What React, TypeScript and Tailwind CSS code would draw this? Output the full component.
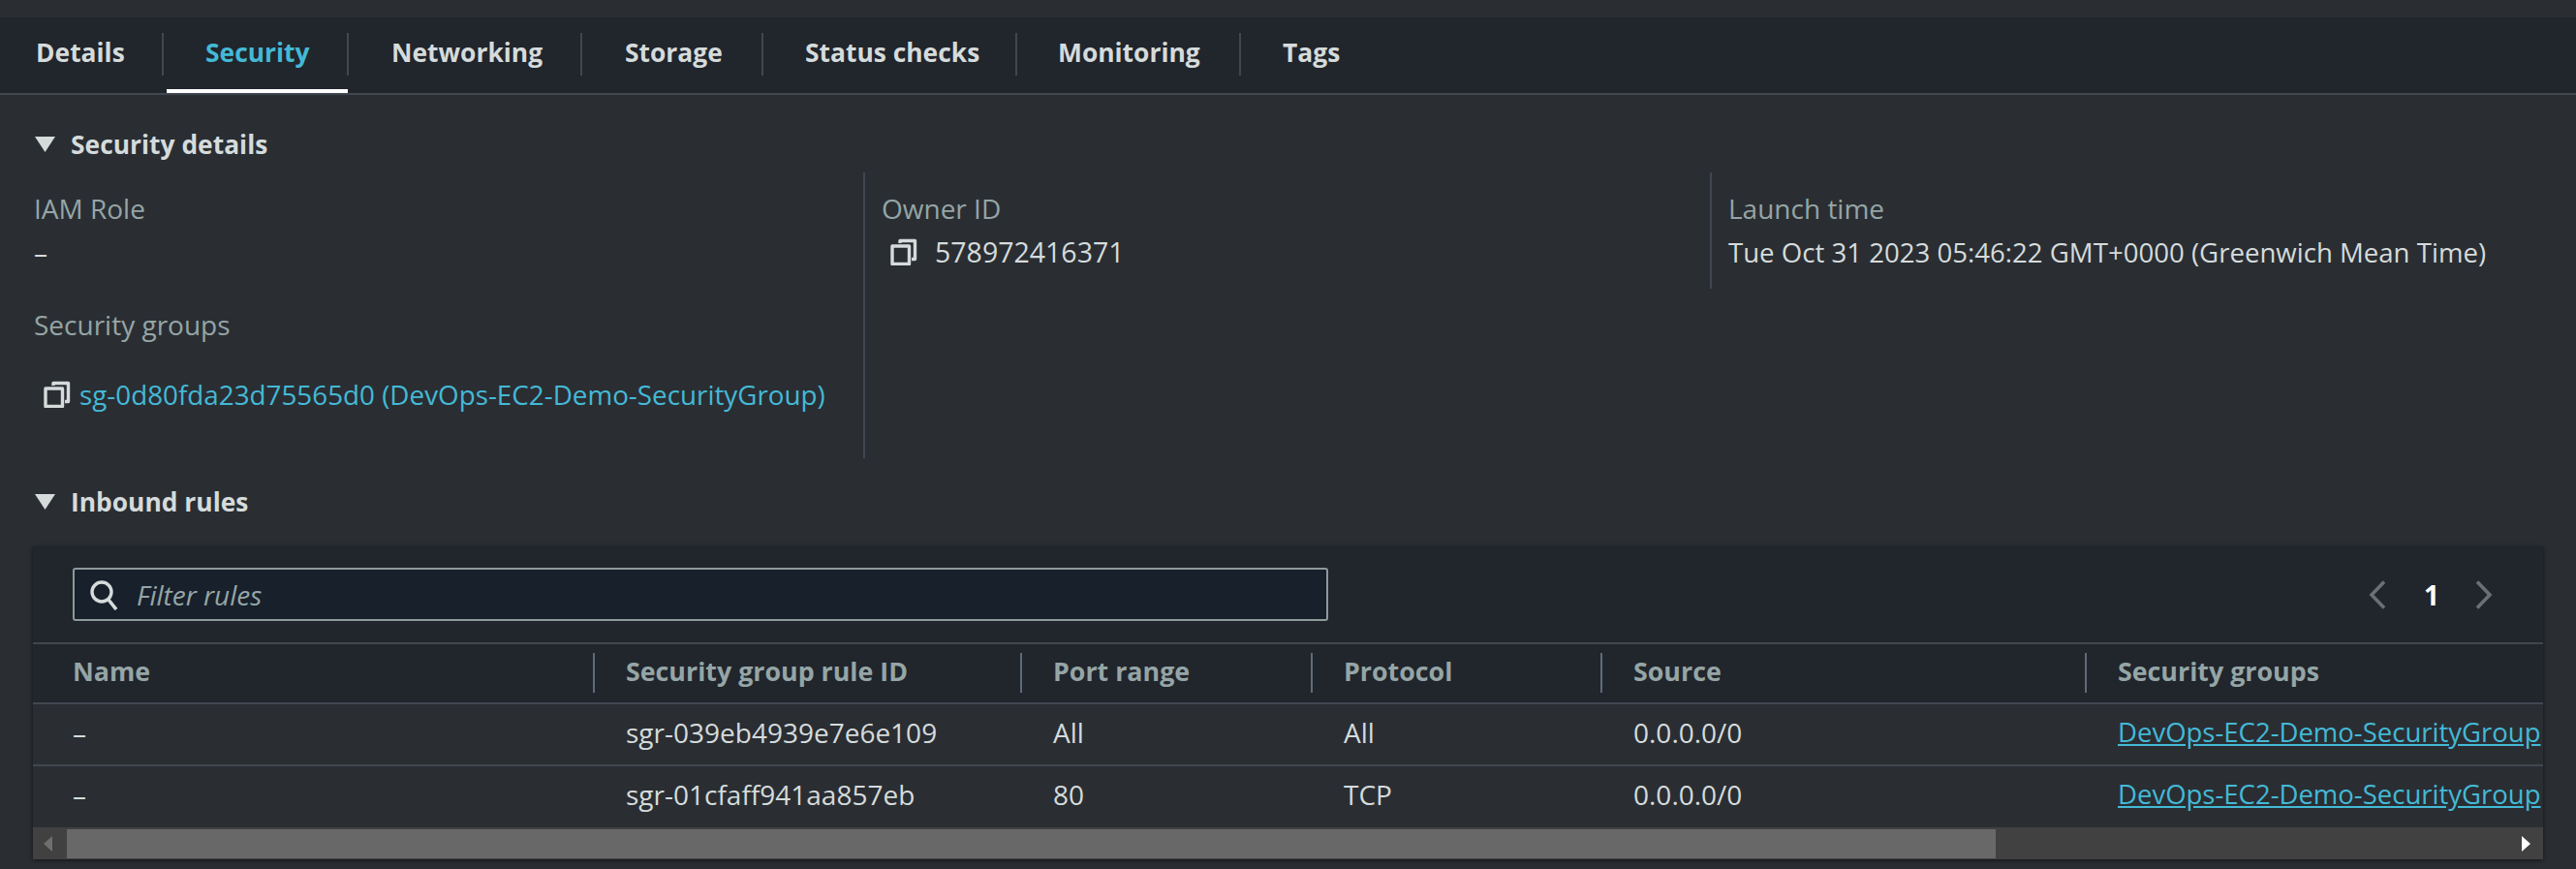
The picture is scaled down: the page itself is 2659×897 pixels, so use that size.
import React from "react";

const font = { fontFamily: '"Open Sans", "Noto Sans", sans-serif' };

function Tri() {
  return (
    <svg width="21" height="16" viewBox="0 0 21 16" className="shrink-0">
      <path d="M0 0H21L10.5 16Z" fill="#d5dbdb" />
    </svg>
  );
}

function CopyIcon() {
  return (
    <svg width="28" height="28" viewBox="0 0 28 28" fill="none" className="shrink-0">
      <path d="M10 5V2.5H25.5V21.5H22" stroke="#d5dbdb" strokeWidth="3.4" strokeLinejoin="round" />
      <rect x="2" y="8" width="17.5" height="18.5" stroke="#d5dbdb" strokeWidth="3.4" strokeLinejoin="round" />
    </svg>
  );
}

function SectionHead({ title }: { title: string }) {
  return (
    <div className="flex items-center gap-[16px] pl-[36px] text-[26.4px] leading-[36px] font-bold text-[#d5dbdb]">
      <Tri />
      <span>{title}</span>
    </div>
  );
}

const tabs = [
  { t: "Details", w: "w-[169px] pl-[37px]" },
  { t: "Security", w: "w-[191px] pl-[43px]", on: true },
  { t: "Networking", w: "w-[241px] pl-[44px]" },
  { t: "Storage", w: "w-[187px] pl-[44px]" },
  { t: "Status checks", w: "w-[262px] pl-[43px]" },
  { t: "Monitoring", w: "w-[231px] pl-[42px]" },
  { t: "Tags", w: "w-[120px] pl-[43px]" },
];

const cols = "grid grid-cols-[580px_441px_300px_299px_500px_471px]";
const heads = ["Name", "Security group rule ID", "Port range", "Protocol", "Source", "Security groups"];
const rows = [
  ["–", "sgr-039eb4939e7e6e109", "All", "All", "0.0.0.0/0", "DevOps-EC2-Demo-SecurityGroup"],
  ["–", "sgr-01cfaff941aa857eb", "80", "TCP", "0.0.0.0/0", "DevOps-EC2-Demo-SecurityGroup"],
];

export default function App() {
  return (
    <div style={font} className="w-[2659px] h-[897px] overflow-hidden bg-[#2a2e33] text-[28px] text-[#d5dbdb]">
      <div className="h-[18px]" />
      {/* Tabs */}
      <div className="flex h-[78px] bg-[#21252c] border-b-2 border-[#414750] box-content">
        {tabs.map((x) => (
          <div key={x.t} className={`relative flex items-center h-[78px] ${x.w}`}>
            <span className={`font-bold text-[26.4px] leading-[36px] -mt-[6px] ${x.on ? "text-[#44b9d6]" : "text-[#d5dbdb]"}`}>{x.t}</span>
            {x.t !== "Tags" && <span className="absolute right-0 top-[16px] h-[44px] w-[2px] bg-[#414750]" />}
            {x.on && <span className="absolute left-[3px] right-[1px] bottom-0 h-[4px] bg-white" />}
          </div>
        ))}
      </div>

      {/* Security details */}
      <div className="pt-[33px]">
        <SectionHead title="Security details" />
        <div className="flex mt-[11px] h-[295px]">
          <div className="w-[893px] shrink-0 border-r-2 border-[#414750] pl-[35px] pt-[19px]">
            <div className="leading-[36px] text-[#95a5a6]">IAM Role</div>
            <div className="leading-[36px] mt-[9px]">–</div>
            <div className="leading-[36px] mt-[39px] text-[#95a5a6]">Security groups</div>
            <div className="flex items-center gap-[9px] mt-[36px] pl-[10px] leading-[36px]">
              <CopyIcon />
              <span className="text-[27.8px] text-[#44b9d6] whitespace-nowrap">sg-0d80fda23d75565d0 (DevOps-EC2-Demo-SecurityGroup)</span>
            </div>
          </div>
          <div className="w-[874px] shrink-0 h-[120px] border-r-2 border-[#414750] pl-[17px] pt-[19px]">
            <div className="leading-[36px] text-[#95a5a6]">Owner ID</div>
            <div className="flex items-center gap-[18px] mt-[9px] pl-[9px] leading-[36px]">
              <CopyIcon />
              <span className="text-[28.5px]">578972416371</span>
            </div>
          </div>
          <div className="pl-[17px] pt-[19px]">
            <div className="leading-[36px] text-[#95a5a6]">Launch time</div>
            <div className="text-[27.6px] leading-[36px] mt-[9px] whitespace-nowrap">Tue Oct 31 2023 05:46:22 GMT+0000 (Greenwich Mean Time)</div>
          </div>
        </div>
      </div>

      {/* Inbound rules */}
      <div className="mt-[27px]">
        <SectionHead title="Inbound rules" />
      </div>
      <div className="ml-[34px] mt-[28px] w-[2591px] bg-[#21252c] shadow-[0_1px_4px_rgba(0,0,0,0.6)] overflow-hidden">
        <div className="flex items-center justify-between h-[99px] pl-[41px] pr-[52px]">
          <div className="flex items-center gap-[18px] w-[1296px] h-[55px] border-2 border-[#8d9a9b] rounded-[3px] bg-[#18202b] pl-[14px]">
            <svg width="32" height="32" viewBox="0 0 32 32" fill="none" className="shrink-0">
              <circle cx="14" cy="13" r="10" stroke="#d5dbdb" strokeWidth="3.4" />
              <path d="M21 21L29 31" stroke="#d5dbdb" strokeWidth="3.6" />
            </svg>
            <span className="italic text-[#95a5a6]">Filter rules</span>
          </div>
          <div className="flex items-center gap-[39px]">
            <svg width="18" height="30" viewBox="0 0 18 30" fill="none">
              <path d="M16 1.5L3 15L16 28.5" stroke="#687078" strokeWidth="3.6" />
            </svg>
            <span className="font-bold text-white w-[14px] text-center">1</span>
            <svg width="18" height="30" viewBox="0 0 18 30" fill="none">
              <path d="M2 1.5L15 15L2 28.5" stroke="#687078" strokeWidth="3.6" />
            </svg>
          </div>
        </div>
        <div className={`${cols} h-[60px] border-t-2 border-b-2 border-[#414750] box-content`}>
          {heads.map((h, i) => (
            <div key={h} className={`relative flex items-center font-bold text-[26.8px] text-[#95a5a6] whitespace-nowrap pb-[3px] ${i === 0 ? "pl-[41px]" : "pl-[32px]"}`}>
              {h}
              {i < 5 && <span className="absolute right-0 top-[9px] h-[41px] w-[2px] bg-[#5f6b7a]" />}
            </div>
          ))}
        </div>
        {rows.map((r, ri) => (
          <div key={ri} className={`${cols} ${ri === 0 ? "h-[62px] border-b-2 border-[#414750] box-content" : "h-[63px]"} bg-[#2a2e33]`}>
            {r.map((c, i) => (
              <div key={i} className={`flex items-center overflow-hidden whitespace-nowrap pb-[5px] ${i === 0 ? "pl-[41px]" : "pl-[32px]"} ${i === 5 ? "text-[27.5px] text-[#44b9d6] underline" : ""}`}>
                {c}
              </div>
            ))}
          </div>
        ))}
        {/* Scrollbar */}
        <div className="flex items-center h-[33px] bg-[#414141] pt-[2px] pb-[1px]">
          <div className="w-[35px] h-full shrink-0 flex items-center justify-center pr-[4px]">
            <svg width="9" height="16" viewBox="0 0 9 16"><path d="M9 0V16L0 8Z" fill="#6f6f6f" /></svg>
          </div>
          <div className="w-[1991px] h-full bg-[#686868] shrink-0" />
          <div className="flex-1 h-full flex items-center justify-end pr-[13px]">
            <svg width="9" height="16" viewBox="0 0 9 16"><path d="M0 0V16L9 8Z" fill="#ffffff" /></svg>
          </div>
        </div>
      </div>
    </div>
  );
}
+ + +
Transcribe the material exactly, and leave out whatever pictures it holds.

§ **Answer below**:
What React, TypeScript and Tailwind CSS code would draw this? Output the full component.
The picture is scaled down: the page itself is 2659×897 pixels, so use that size.
import React from "react";

const font = { fontFamily: '"Open Sans", "Noto Sans", sans-serif' };

function Tri() {
  return (
    <svg width="21" height="16" viewBox="0 0 21 16" className="shrink-0">
      <path d="M0 0H21L10.5 16Z" fill="#d5dbdb" />
    </svg>
  );
}

function CopyIcon() {
  return (
    <svg width="28" height="28" viewBox="0 0 28 28" fill="none" className="shrink-0">
      <path d="M10 5V2.5H25.5V21.5H22" stroke="#d5dbdb" strokeWidth="3.4" strokeLinejoin="round" />
      <rect x="2" y="8" width="17.5" height="18.5" stroke="#d5dbdb" strokeWidth="3.4" strokeLinejoin="round" />
    </svg>
  );
}

function SectionHead({ title }: { title: string }) {
  return (
    <div className="flex items-center gap-[16px] pl-[36px] text-[26.4px] leading-[36px] font-bold text-[#d5dbdb]">
      <Tri />
      <span>{title}</span>
    </div>
  );
}

const tabs = [
  { t: "Details", w: "w-[169px] pl-[37px]" },
  { t: "Security", w: "w-[191px] pl-[43px]", on: true },
  { t: "Networking", w: "w-[241px] pl-[44px]" },
  { t: "Storage", w: "w-[187px] pl-[44px]" },
  { t: "Status checks", w: "w-[262px] pl-[43px]" },
  { t: "Monitoring", w: "w-[231px] pl-[42px]" },
  { t: "Tags", w: "w-[120px] pl-[43px]" },
];

const cols = "grid grid-cols-[580px_441px_300px_299px_500px_471px]";
const heads = ["Name", "Security group rule ID", "Port range", "Protocol", "Source", "Security groups"];
const rows = [
  ["–", "sgr-039eb4939e7e6e109", "All", "All", "0.0.0.0/0", "DevOps-EC2-Demo-SecurityGroup"],
  ["–", "sgr-01cfaff941aa857eb", "80", "TCP", "0.0.0.0/0", "DevOps-EC2-Demo-SecurityGroup"],
];

export default function App() {
  return (
    <div style={font} className="w-[2659px] h-[897px] overflow-hidden bg-[#2a2e33] text-[28px] text-[#d5dbdb]">
      <div className="h-[18px]" />
      {/* Tabs */}
      <div className="flex h-[78px] bg-[#21252c] border-b-2 border-[#414750] box-content">
        {tabs.map((x) => (
          <div key={x.t} className={`relative flex items-center h-[78px] ${x.w}`}>
            <span className={`font-bold text-[26.4px] leading-[36px] -mt-[6px] ${x.on ? "text-[#44b9d6]" : "text-[#d5dbdb]"}`}>{x.t}</span>
            {x.t !== "Tags" && <span className="absolute right-0 top-[16px] h-[44px] w-[2px] bg-[#414750]" />}
            {x.on && <span className="absolute left-[3px] right-[1px] bottom-0 h-[4px] bg-white" />}
          </div>
        ))}
      </div>

      {/* Security details */}
      <div className="pt-[33px]">
        <SectionHead title="Security details" />
        <div className="flex mt-[11px] h-[295px]">
          <div className="w-[893px] shrink-0 border-r-2 border-[#414750] pl-[35px] pt-[19px]">
            <div className="leading-[36px] text-[#95a5a6]">IAM Role</div>
            <div className="leading-[36px] mt-[9px]">–</div>
            <div className="leading-[36px] mt-[39px] text-[#95a5a6]">Security groups</div>
            <div className="flex items-center gap-[9px] mt-[36px] pl-[10px] leading-[36px]">
              <CopyIcon />
              <span className="text-[27.8px] text-[#44b9d6] whitespace-nowrap">sg-0d80fda23d75565d0 (DevOps-EC2-Demo-SecurityGroup)</span>
            </div>
          </div>
          <div className="w-[874px] shrink-0 h-[120px] border-r-2 border-[#414750] pl-[17px] pt-[19px]">
            <div className="leading-[36px] text-[#95a5a6]">Owner ID</div>
            <div className="flex items-center gap-[18px] mt-[9px] pl-[9px] leading-[36px]">
              <CopyIcon />
              <span className="text-[28.5px]">578972416371</span>
            </div>
          </div>
          <div className="pl-[17px] pt-[19px]">
            <div className="leading-[36px] text-[#95a5a6]">Launch time</div>
            <div className="text-[27.6px] leading-[36px] mt-[9px] whitespace-nowrap">Tue Oct 31 2023 05:46:22 GMT+0000 (Greenwich Mean Time)</div>
          </div>
        </div>
      </div>

      {/* Inbound rules */}
      <div className="mt-[27px]">
        <SectionHead title="Inbound rules" />
      </div>
      <div className="ml-[34px] mt-[28px] w-[2591px] bg-[#21252c] shadow-[0_1px_4px_rgba(0,0,0,0.6)] overflow-hidden">
        <div className="flex items-center justify-between h-[99px] pl-[41px] pr-[52px]">
          <div className="flex items-center gap-[18px] w-[1296px] h-[55px] border-2 border-[#8d9a9b] rounded-[3px] bg-[#18202b] pl-[14px]">
            <svg width="32" height="32" viewBox="0 0 32 32" fill="none" className="shrink-0">
              <circle cx="14" cy="13" r="10" stroke="#d5dbdb" strokeWidth="3.4" />
              <path d="M21 21L29 31" stroke="#d5dbdb" strokeWidth="3.6" />
            </svg>
            <span className="italic text-[#95a5a6]">Filter rules</span>
          </div>
          <div className="flex items-center gap-[39px]">
            <svg width="18" height="30" viewBox="0 0 18 30" fill="none">
              <path d="M16 1.5L3 15L16 28.5" stroke="#687078" strokeWidth="3.6" />
            </svg>
            <span className="font-bold text-white w-[14px] text-center">1</span>
            <svg width="18" height="30" viewBox="0 0 18 30" fill="none">
              <path d="M2 1.5L15 15L2 28.5" stroke="#687078" strokeWidth="3.6" />
            </svg>
          </div>
        </div>
        <div className={`${cols} h-[60px] border-t-2 border-b-2 border-[#414750] box-content`}>
          {heads.map((h, i) => (
            <div key={h} className={`relative flex items-center font-bold text-[26.8px] text-[#95a5a6] whitespace-nowrap pb-[3px] ${i === 0 ? "pl-[41px]" : "pl-[32px]"}`}>
              {h}
              {i < 5 && <span className="absolute right-0 top-[9px] h-[41px] w-[2px] bg-[#5f6b7a]" />}
            </div>
          ))}
        </div>
        {rows.map((r, ri) => (
          <div key={ri} className={`${cols} ${ri === 0 ? "h-[62px] border-b-2 border-[#414750] box-content" : "h-[63px]"} bg-[#2a2e33]`}>
            {r.map((c, i) => (
              <div key={i} className={`flex items-center overflow-hidden whitespace-nowrap pb-[5px] ${i === 0 ? "pl-[41px]" : "pl-[32px]"} ${i === 5 ? "text-[27.5px] text-[#44b9d6] underline" : ""}`}>
                {c}
              </div>
            ))}
          </div>
        ))}
        {/* Scrollbar */}
        <div className="flex items-center h-[33px] bg-[#414141] pt-[2px] pb-[1px]">
          <div className="w-[35px] h-full shrink-0 flex items-center justify-center pr-[4px]">
            <svg width="9" height="16" viewBox="0 0 9 16"><path d="M9 0V16L0 8Z" fill="#6f6f6f" /></svg>
          </div>
          <div className="w-[1991px] h-full bg-[#686868] shrink-0" />
          <div className="flex-1 h-full flex items-center justify-end pr-[13px]">
            <svg width="9" height="16" viewBox="0 0 9 16"><path d="M0 0V16L9 8Z" fill="#ffffff" /></svg>
          </div>
        </div>
      </div>
    </div>
  );
}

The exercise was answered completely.